Examine the files generated by the training process. Try to figure out what information they contain by looking at them. You may consult the Moses webpage to read about the training process. The training log may help you understand what goes on during training. Try to relate the training log output to the training pipeline on lecture slides. For the lab report, include a list of all the files generated and a brief (1-3 lines per file) explanation of their contents.

For the following assignments, locate the phrase table and the decoder configuration file.

Phrase table

The phrase table contains five fields separated by " ||| " marks: Source phrase, target phrase, feature values, word alignments and some counts from the training corpus. Some of the feature values are probabilities summing to 1 over a certain set of alternatives, some are not.

Decoder configuration file

The Moses configuration file contains different sections. The [feature] section contains pointers to the phrase table file and language model file.

The configuration file also contains some feature weights. Note that the phrase table has 4 weights, one for each feature contained in the phrase table.

There are no questions to answer about this file, but take a good look at it and make yourself familiar with the main parameters defining a phrase-based SMT model.

Testing your Blockworld model

Try running Moses with the model you've just trained:
/local/kurs/mt/mosesdecoder/bin/moses -f moses.ini
You can find the test sentences from lab 2 in /local/kurs/mt/lab2/data/test_meningar.language. Feed them into the decoder and examine the output. How does it compare to the word-based systems you used in earlier labs?

Exploring the search algorithm

For the rest of the assignments, we're going to use a real-world Swedish-English model trained on Europarl data. You can find the model in /local/kurs/mt/lab-moses/europarl.sv-en. It's substantially larger than the Blockworld model. There's a ready-made moses.ini for you to use. Copy it to your directory. Note that this configuration file was made with an earlier version of Moses so probably looks a bit different to the one you created in the previous section.

The model works with lowercased and tokenised text. You can use the script preprocess.sh in the model directory to preprocess your test sentences in the same way.

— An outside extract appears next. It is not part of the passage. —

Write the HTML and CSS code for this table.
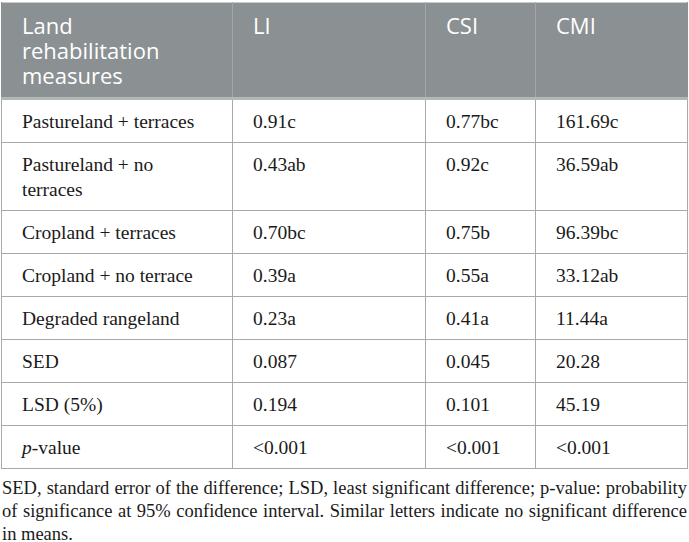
FILE: index.html
```html
<!DOCTYPE html>
<html>
  <head>
    <meta charset="UTF-8" />
    <title>Land rehabilitation measures</title>
    <link rel="stylesheet" href="styles.css">
  </head>
  <body>
    <div class="page">
      <table class="data">
        <colgroup>
          <col class="c-name" />
          <col class="c-li" />
          <col class="c-csi" />
          <col class="c-cmi" />
        </colgroup>
        <thead>
          <tr>
            <th>Land rehabilitation measures</th>
            <th>LI</th>
            <th>CSI</th>
            <th>CMI</th>
          </tr>
        </thead>
        <tbody>
          <tr><td>Pastureland + terraces</td><td>0.91c</td><td>0.77bc</td><td>161.69c</td></tr>
          <tr><td>Pastureland + no terraces</td><td>0.43ab</td><td>0.92c</td><td>36.59ab</td></tr>
          <tr><td>Cropland + terraces</td><td>0.70bc</td><td>0.75b</td><td>96.39bc</td></tr>
          <tr><td>Cropland + no terrace</td><td>0.39a</td><td>0.55a</td><td>33.12ab</td></tr>
          <tr><td>Degraded rangeland</td><td>0.23a</td><td>0.41a</td><td>11.44a</td></tr>
          <tr><td>SED</td><td>0.087</td><td>0.045</td><td>20.28</td></tr>
          <tr><td>LSD (5%)</td><td>0.194</td><td>0.101</td><td>45.19</td></tr>
          <tr><td><em>p</em>-value</td><td>&lt;0.001</td><td>&lt;0.001</td><td>&lt;0.001</td></tr>
        </tbody>
      </table>
      <p class="note">SED, standard error of the difference; LSD, least significant difference; p-value: probability of significance at 95% confidence interval. Similar letters indicate no significant difference in means.</p>
    </div>
  </body>
</html>
```

FILE: styles.css
```css
body {
	margin: 0;
	background: #ffffff;
}
.page {
	width: 687px;
	padding: 2px 0 0 1px;
}
.data {
	width: 686px;
	border-collapse: collapse;
	table-layout: fixed;
	border-top: 1px solid #c9cdc9;
}
.c-name { width: 231px; }
.c-li { width: 193px; }
.c-csi { width: 110px; }
.c-cmi { width: 152px; }

.data th {
	background: #8b9093;
	color: #ffffff;
	font-family: "Open Sans", "Noto Sans", sans-serif;
	font-weight: normal;
	font-size: 22px;
	line-height: 25px;
	text-align: left;
	vertical-align: top;
	padding: 10px 20px 9px 20px;
	border-left: 1px solid #a3a7a9;
	border-bottom: 3px solid #b3b7b8;
}
.data th:first-child { border-left: 1px solid #8b9093; }
.data th:last-child { border-right: 1px solid #8b9093; }

.data td {
	font-family: "Liberation Serif", "DejaVu Serif", serif;
	font-size: 19.5px;
	line-height: 25px;
	color: #1a1a1a;
	vertical-align: top;
	padding: 9px 20px 8px 20px;
	border: 1px solid #a9a9a9;
}
.note {
	margin: 8px 0 0 1px;
	width: 685px;
	font-family: "Liberation Serif", "DejaVu Serif", serif;
	font-size: 18.5px;
	line-height: 23px;
	color: #1a1a1a;
	text-align: justify;
}
```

Start the decoder with this model, try entering a few sentences and look at the translations you get. You can make up your own sentences or copy some sentences from a newspaper website such as DN or Svenska Dagbladet. You can quit the decoder by pressing Control-D. Look at the BEST TRANSLATION line to see the scores. The decoder outputs the total score as well as the vector of the individual core feature scores. If you wonder which score corresponds to which feature, stop the decoder and run it again as

/local/kurs/mt/mosesdecoder/bin/moses -f moses.ini -show-weights

This will output the feature names and their corresponding weights.

You can increase the decoder's verbosity level to see what it does. If you run the decoder with the -v 2 option, it will tell you how many hypotheses were expanded, recombined, etc. With the -v 3 option, the decoder will dump information about all the hypotheses it expands to standard error. The -report-segmentation option will show you how the input sentence was segmented into phrases.

Another way to gather information about how decoder parameters affect the output is by looking at n-best-lists containing the n best hypotheses in the part of the search space explored by the decoder. To generate n-best output, start the decoder with the -n-best-list file size option. This will output n-best-lists of the given size to the file you specify. Use an n-best size of around 100 to obtain a fair impression of the best output hypotheses.

Here are some options you can use to influence the search:

-stack S sets the stack size S for histogram pruning (default: 100)
-beam-threshold eta sets the beam threshold eta for threshold pruning (default: 0.00001, which effectively disables threshold pruning in most cases!)
-max-phrase-length p segments the input into phrases of length at most p (default: 10, which is more than the maximum phrase length in our phrase table!)
-distortion-limit d sets the distortion limit (maximum jump) to d (default: 6; 0 means no reordering permitted, -1 means unlimited)

You can also change the ttable-limit directly in moses.ini - this affects how many translation options are loaded for each span.

As for finding the search error, what you should do is find out what the best solution in your reference system looks like (segmentation, phrase translations, ordering). Then look at the search log (the -v 3 output) of the target system, starting with the empty hypothesis at the beginning (number 0) and try to follow the search path that would generate the same solution. I suggest you load the search log into a text editor, so you can use the search function to search for hypothesis numbers to see how they're expanded. The search error occurs at the point where the last hypothesis that is a prefix of the correct solution stops being expanded, because it's pruned or removed from the stack in another way. Depending on how exactly you set up your target system, it may also fail to generate the best solution in the first place, e.g., because the ttable-limit or the distortion limit prevents it. Then that would be the source of the search error.

Overall impression of phrase-based SMT

Lab report

In your lab report, you should discuss the questions in the assignments and the experiments you carried out to answer them. You should also hand in your search graph drawing.

Send your report by e-mail to Aaron Smith. The deadline is 17th May 2016. You may hand in your search graph on paper by dropping it into my pigeonhole at the department (on the 3rd floor) if it's easier for you. Don't forget to put your name on it!